I'm not going to sugar coat things here, this pedal sucks. It’s absolutely drenched in compression from the word go, with a wall of noise that only gets worse as you push the gain. The EQ section — normally the saving grace of this series — does its best to help, but there’s only so much it can do.

Pulling the Highs back cuts the clarity completely, leaving you with a nasal, almost transistor-radio tone. Pushing it up doesn't yield harsh, fizzy tones but it doesn't exactly fix it either. The Lows are equally unruly: dial them back, and the sound collapses into thin, cardboard mush; push them up, and you get this overblown thump that sounds like your speakers are about to file for early retirement. It is the first pedal I have demo'd that has actually pushed hard against the limiter I use.

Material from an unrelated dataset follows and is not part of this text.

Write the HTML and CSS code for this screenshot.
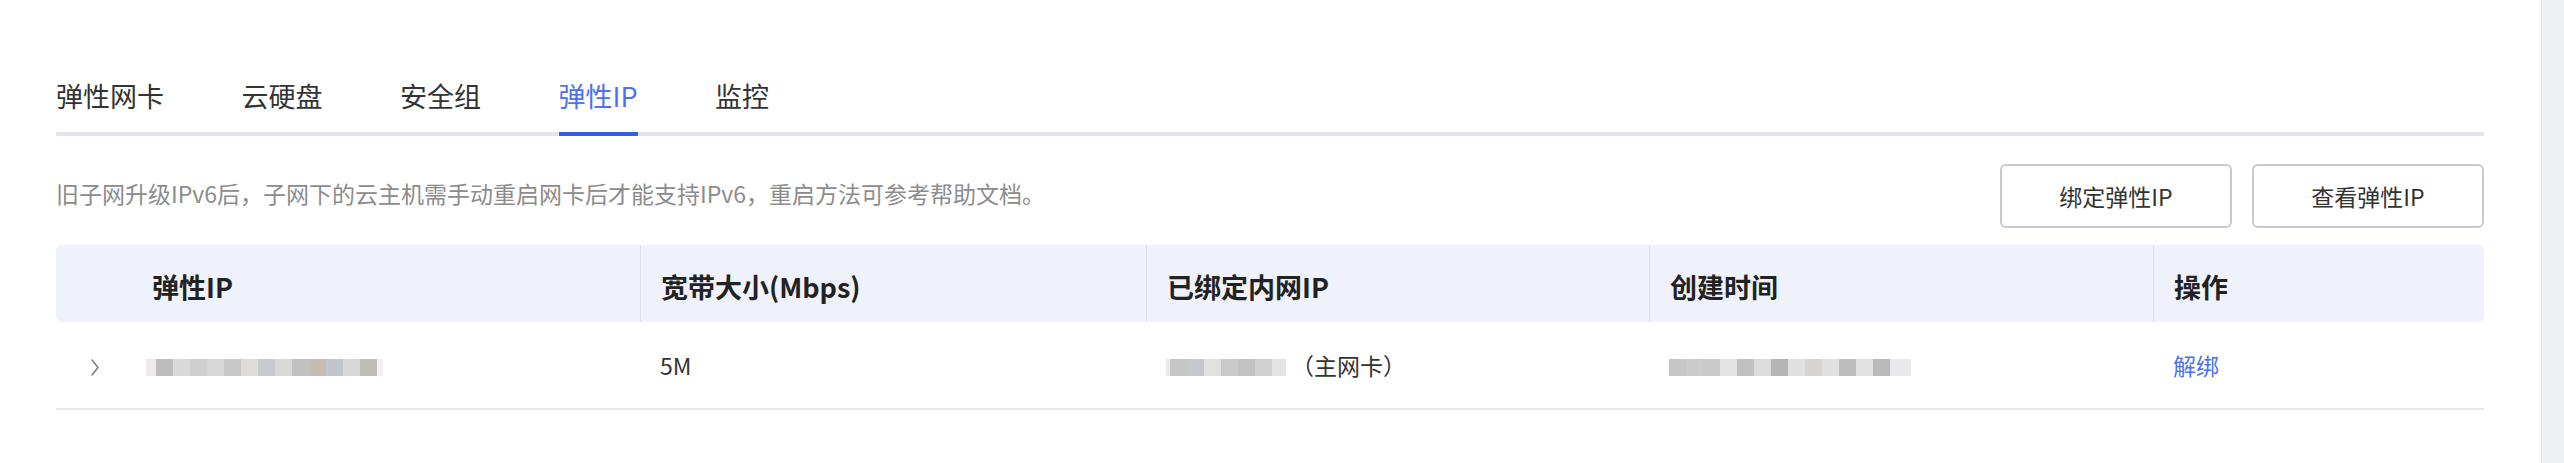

I have it in the chain exactly for this reason as not to experience horrible digital distortion when recording, but the bass on this almost managed that even with the limiter on. Yes, the bass control is entirely too much!

The Grunge doesn’t really have sweet spots — it has less awful spots. The other Digitech drives, like the Screamin’ Blues and Bad Monkey, feel responsive and musical. The Grunge feels like the controls are clinging on for dear life, trying (and failing) to rein in chaos.


But… I Don’t Regret It

Here’s the thing, though: I don’t regret picking it up for a second. It might be a sonic disaster, but it’s my sonic disaster. It reminds me of those early years discovering local bands, figuring out tones, and getting properly obsessed with guitar gear for the first time.

It’s not a pedal I’ll be plugging in again any time soon — unless I’m doing a demo on “how not to EQ a distortion pedal” — but it’s found a permanent place in my collection as a little nostalgic relic. A reminder of how far I’ve come since those early days of chasing noise for noise’s sake.

Sometimes a bad pedal can still be a good memory.


Final Thoughts

The Digitech Grunge might have been designed to capture the spirit of the ‘90s — loud, brash, and unapologetically messy — but it ends up more “BB Blaster practice amp” than “Bleach-era Nirvana.”

Still, for those of us who grew up during that era, it’s hard not to feel a bit sentimental about it. It’s a product of its time — and that time just happened to be one of experimentation, distortion, and questionable tone decisions.

If you find one cheap and you’re feeling nostalgic, go for it. Just don’t expect to be blown away. Unless, of course, you accidentally leave the Lows turned up too high.